Skip all pictures, then print the remaining material exactly.

● ● ● ● ● ● ●

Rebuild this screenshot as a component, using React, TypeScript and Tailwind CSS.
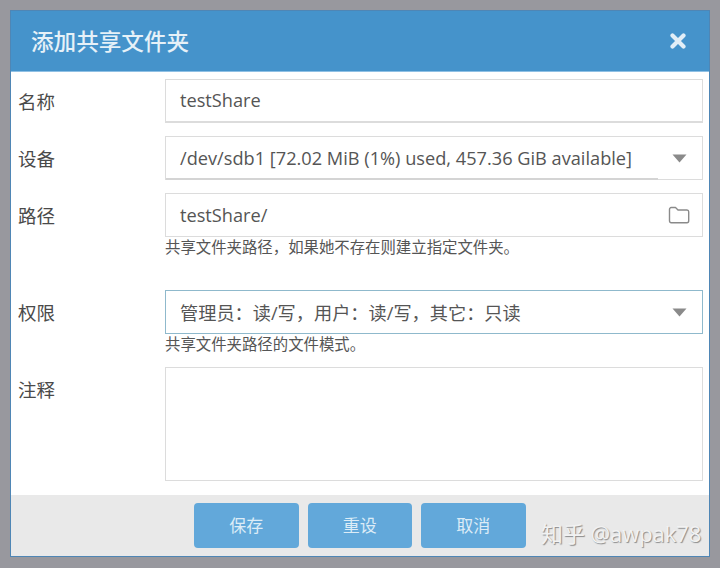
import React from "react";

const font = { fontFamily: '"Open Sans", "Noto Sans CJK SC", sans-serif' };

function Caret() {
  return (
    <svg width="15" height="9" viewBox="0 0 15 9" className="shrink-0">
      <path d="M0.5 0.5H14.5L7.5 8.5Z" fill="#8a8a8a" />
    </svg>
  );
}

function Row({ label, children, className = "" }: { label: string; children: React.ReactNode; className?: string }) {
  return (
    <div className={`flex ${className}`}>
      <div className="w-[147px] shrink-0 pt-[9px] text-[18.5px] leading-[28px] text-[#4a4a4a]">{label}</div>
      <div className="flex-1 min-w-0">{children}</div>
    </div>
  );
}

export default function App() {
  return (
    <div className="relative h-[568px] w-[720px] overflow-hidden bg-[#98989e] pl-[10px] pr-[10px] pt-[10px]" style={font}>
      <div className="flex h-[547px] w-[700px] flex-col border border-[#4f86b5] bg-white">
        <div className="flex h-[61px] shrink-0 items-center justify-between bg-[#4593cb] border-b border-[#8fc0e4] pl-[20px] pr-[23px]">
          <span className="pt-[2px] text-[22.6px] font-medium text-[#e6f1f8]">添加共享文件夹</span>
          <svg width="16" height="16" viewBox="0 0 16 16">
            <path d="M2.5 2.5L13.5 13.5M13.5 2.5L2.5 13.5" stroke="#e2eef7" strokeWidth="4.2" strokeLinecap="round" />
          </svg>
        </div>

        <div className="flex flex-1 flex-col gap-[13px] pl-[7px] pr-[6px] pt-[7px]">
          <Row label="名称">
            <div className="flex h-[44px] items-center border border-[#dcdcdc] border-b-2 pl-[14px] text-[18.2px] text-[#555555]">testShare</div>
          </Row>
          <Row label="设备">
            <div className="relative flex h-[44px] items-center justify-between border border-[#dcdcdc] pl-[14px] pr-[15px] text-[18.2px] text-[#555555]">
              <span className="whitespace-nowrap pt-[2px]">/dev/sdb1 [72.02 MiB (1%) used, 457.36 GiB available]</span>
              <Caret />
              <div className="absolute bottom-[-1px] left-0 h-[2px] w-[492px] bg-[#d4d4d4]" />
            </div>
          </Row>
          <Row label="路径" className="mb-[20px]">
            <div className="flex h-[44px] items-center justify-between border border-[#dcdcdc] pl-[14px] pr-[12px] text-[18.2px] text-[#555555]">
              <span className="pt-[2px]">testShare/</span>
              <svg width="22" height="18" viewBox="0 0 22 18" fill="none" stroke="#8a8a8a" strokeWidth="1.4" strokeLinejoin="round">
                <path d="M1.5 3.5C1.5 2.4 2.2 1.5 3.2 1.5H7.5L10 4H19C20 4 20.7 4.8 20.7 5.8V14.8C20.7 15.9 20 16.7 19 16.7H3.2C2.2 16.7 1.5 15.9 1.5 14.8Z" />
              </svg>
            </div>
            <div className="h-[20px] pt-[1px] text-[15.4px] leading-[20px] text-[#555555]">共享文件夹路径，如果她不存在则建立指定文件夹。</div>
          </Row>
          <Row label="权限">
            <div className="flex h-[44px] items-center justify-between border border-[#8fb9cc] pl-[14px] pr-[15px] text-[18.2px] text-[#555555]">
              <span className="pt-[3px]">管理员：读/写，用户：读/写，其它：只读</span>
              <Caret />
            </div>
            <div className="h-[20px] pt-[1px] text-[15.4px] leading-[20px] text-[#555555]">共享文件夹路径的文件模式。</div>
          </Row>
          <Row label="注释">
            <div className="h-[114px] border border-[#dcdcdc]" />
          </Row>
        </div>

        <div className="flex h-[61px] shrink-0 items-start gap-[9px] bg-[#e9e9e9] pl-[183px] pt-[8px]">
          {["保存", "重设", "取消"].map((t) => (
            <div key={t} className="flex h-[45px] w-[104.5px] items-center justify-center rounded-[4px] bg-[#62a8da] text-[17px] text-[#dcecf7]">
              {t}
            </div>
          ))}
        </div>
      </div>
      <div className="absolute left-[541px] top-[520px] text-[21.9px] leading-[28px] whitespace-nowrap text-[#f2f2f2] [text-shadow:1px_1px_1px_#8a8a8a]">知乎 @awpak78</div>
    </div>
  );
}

● ● ● ● ● ● ●

• Final result
Rebuild this screenshot as a component, using React, TypeScript and Tailwind CSS.
import React from "react";

const font = { fontFamily: '"Open Sans", "Noto Sans CJK SC", sans-serif' };

function Caret() {
  return (
    <svg width="15" height="9" viewBox="0 0 15 9" className="shrink-0">
      <path d="M0.5 0.5H14.5L7.5 8.5Z" fill="#8a8a8a" />
    </svg>
  );
}

function Row({ label, children, className = "" }: { label: string; children: React.ReactNode; className?: string }) {
  return (
    <div className={`flex ${className}`}>
      <div className="w-[147px] shrink-0 pt-[9px] text-[18.5px] leading-[28px] text-[#4a4a4a]">{label}</div>
      <div className="flex-1 min-w-0">{children}</div>
    </div>
  );
}

export default function App() {
  return (
    <div className="relative h-[568px] w-[720px] overflow-hidden bg-[#98989e] pl-[10px] pr-[10px] pt-[10px]" style={font}>
      <div className="flex h-[547px] w-[700px] flex-col border border-[#4f86b5] bg-white">
        <div className="flex h-[61px] shrink-0 items-center justify-between bg-[#4593cb] border-b border-[#8fc0e4] pl-[20px] pr-[23px]">
          <span className="pt-[2px] text-[22.6px] font-medium text-[#e6f1f8]">添加共享文件夹</span>
          <svg width="16" height="16" viewBox="0 0 16 16">
            <path d="M2.5 2.5L13.5 13.5M13.5 2.5L2.5 13.5" stroke="#e2eef7" strokeWidth="4.2" strokeLinecap="round" />
          </svg>
        </div>

        <div className="flex flex-1 flex-col gap-[13px] pl-[7px] pr-[6px] pt-[7px]">
          <Row label="名称">
            <div className="flex h-[44px] items-center border border-[#dcdcdc] border-b-2 pl-[14px] text-[18.2px] text-[#555555]">testShare</div>
          </Row>
          <Row label="设备">
            <div className="relative flex h-[44px] items-center justify-between border border-[#dcdcdc] pl-[14px] pr-[15px] text-[18.2px] text-[#555555]">
              <span className="whitespace-nowrap pt-[2px]">/dev/sdb1 [72.02 MiB (1%) used, 457.36 GiB available]</span>
              <Caret />
              <div className="absolute bottom-[-1px] left-0 h-[2px] w-[492px] bg-[#d4d4d4]" />
            </div>
          </Row>
          <Row label="路径" className="mb-[20px]">
            <div className="flex h-[44px] items-center justify-between border border-[#dcdcdc] pl-[14px] pr-[12px] text-[18.2px] text-[#555555]">
              <span className="pt-[2px]">testShare/</span>
              <svg width="22" height="18" viewBox="0 0 22 18" fill="none" stroke="#8a8a8a" strokeWidth="1.4" strokeLinejoin="round">
                <path d="M1.5 3.5C1.5 2.4 2.2 1.5 3.2 1.5H7.5L10 4H19C20 4 20.7 4.8 20.7 5.8V14.8C20.7 15.9 20 16.7 19 16.7H3.2C2.2 16.7 1.5 15.9 1.5 14.8Z" />
              </svg>
            </div>
            <div className="h-[20px] pt-[1px] text-[15.4px] leading-[20px] text-[#555555]">共享文件夹路径，如果她不存在则建立指定文件夹。</div>
          </Row>
          <Row label="权限">
            <div className="flex h-[44px] items-center justify-between border border-[#8fb9cc] pl-[14px] pr-[15px] text-[18.2px] text-[#555555]">
              <span className="pt-[3px]">管理员：读/写，用户：读/写，其它：只读</span>
              <Caret />
            </div>
            <div className="h-[20px] pt-[1px] text-[15.4px] leading-[20px] text-[#555555]">共享文件夹路径的文件模式。</div>
          </Row>
          <Row label="注释">
            <div className="h-[114px] border border-[#dcdcdc]" />
          </Row>
        </div>

        <div className="flex h-[61px] shrink-0 items-start gap-[9px] bg-[#e9e9e9] pl-[183px] pt-[8px]">
          {["保存", "重设", "取消"].map((t) => (
            <div key={t} className="flex h-[45px] w-[104.5px] items-center justify-center rounded-[4px] bg-[#62a8da] text-[17px] text-[#dcecf7]">
              {t}
            </div>
          ))}
        </div>
      </div>
      <div className="absolute left-[541px] top-[520px] text-[21.9px] leading-[28px] whitespace-nowrap text-[#f2f2f2] [text-shadow:1px_1px_1px_#8a8a8a]">知乎 @awpak78</div>
    </div>
  );
}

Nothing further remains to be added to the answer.